Pour alimenter la discussion, nous proposons de nous intéresser à la manière dont sont créées les interactions entre les utilisateurs, les plates-formes numériques et les institutions qui les commandent. Ainsi, nous mettons en exergue qu’elles sont à l’intersection de quatre champs : économique, juridique, technologique et socio-organisationnel.
 
Nous nous appuyons pour cela sur les données produites par cette étude et notamment celles qui concernent les démarches administratives. Mais, au-delà des chiffres, la capacité à faire, ou pas, des démarches administratives en ligne pose en premier lieu la question du (non-)recours aux droits. En effet, alors que les services (aux) publics sont de plus en plus dématérialisés, les publics les plus affectés sont ceux qui dépendent d’autant plus de ces services pour l’exercice de leurs droits les plus élémentaires : économiques, juridiques ou sociaux. Les personnes âgées sont les premières exposées.
 
Ce phénomène est d’ordre technologique parce qu’organisationnel ; social parce qu’institutionnel. Pour entrer en contact avec un service administratif, à défaut d’un agent en chair et en os, chaque individu doit, avant tout, apprendre à maitriser les règles d’entrée et de cheminement fixées par une plate-forme, – caf.fr, ameli.fr, impots.gouv.fr ou une caisse de retraite –, médiatrice de l’institution qui l’a créée.
 
Ces règles sont déterminées par des normes institutionnelles, des procédures et des fonctionnalités, en vue de recueillir les informations, personnelles, nécessaires à l’accomplissement des missions. Elles permettent notamment d’élaborer un profil autorisant l’accès au service recherché ; c’est pourquoi le niveau d’exigence de la qualité des informations détermine la réussite ou l’échec de la transaction.
 
Par conséquent, les interactions numériques introduisent une étape intermédiaire au cours de laquelle la technologie impose la manière dont le processus d’identification doit se faire, afin que la prise de contact avec le service ait lieu. C’est alors que, assujettis à des architectures logicielles, ces plates-formes numériques donnent les bases de référence et les clés de compréhension auxquelles l’internaute doit adhérer pour obtenir le service attendu.
 
Finalement, la conjonction, d’une part d’activités humaines et organisationnelles, et d’autre part, d’architecture et de protocole logiciels, produit des catégories de relations entre le service et le demandeur et des attributs permettant de caractériser les bénéficiaires.

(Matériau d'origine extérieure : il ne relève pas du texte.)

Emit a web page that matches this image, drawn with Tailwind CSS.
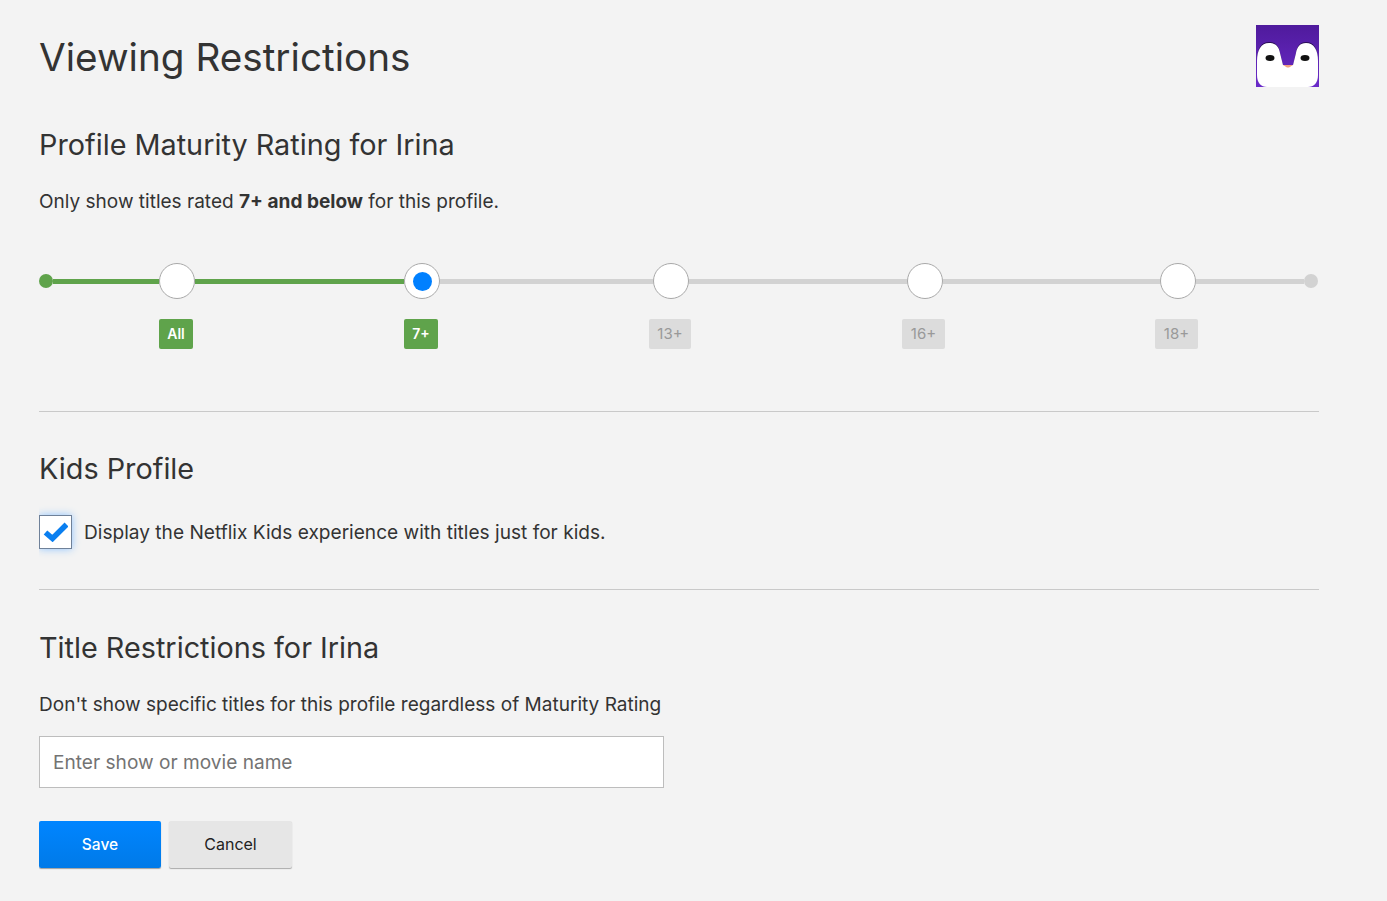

Ainsi, une personne bénéficiaire de la Caisse d’Allocations Familiales (CAF) sera face à la double difficulté de comprendre les logiques, les architectures et les langages logiciel et organisationnel de caf.fr pour
y déposer les informations nécessaires à sa reconnaissance comme bénéficiaire.
 
Mais une case mal cochée ou une question mal informée de sa part pourra aussi l’en exclure. Les institutions imposent donc aux demandeurs internautes qu’ils arbitrent entre les attributs exigés par les plates-formes, ceux qu’ils souhaitent fournir et ne pas fournir, et ceux qu’ils estiment nécessaires pour obtenir le service souhaité ; tout cela s’effectue donc en fonction de leur perception et de leur connaissance de la structure relationnelle organisationnelle.
 
La problématique de l’interrelation entre logique organisationnelle et logique logicielle vaut pour tous les types de plates-formes, servicielles ou commerciales, mais aussi les réseaux sociaux. Dans chaque cas, la démarche primordiale est la mise au format des données personnelles et la création d’un profil opérationnel.
 
L’intelligence de la rencontre entre l’individu et la plate-forme, intermédiaire avec le service recherché, réside à la fois dans la manière dont l’internaute appréhende les registres d’identification et dans ses compétences à manœuvrer les bonnes fonctionnalités lui permettant de jouer entre ombre et lumière.
 
Autrement dit, à la question de l’acquisition de la culture numérique, qui a été mise en avant par les récents travaux sur l’inclusion numérique, dont la présente étude se pose immanquablement la question de la culture institutionnelle… est selon nous ce qui constitue un des ciments de toute société : la socialisation.
 
La disqualification sociale, théorisée par Serge Paugam, s’accompagne fatalement de phénomènes de désocialisation : perte des liens sociaux, amicaux, familiaux ; chez les personnes vieillissantes, c’est le départ à la retraite, le veuvage, la perte d’autonomie, l’entrée en EHPAD, par exemple. Toutefois, l’isolement ne se caractérise pas uniquement par de la solitude mais par la rupture des moyens de socialisation qui permettent aux individus d’acquérir les ressources nécessaires à son inscription dans le monde ; autrement dit la perte du capital social absolument nécessaire pour appréhender la réalité présente mais aussi les nouveautés, les innovations qui contribuent au mouvement perpétuel des sociétés.
 
Pour que les sociétés innovent et absorbent ces innovations, elles ont besoin de lieux et de voie de transmission à la fois des objets et des pratiques. Concernant les rapports aux innovations numériques, ces lieux de transmission se lovent dans chaque association, chaque bénévole, chaque service de proximité, chaque micro-projet qui accompagne la diffusion et l’appropriation des usages.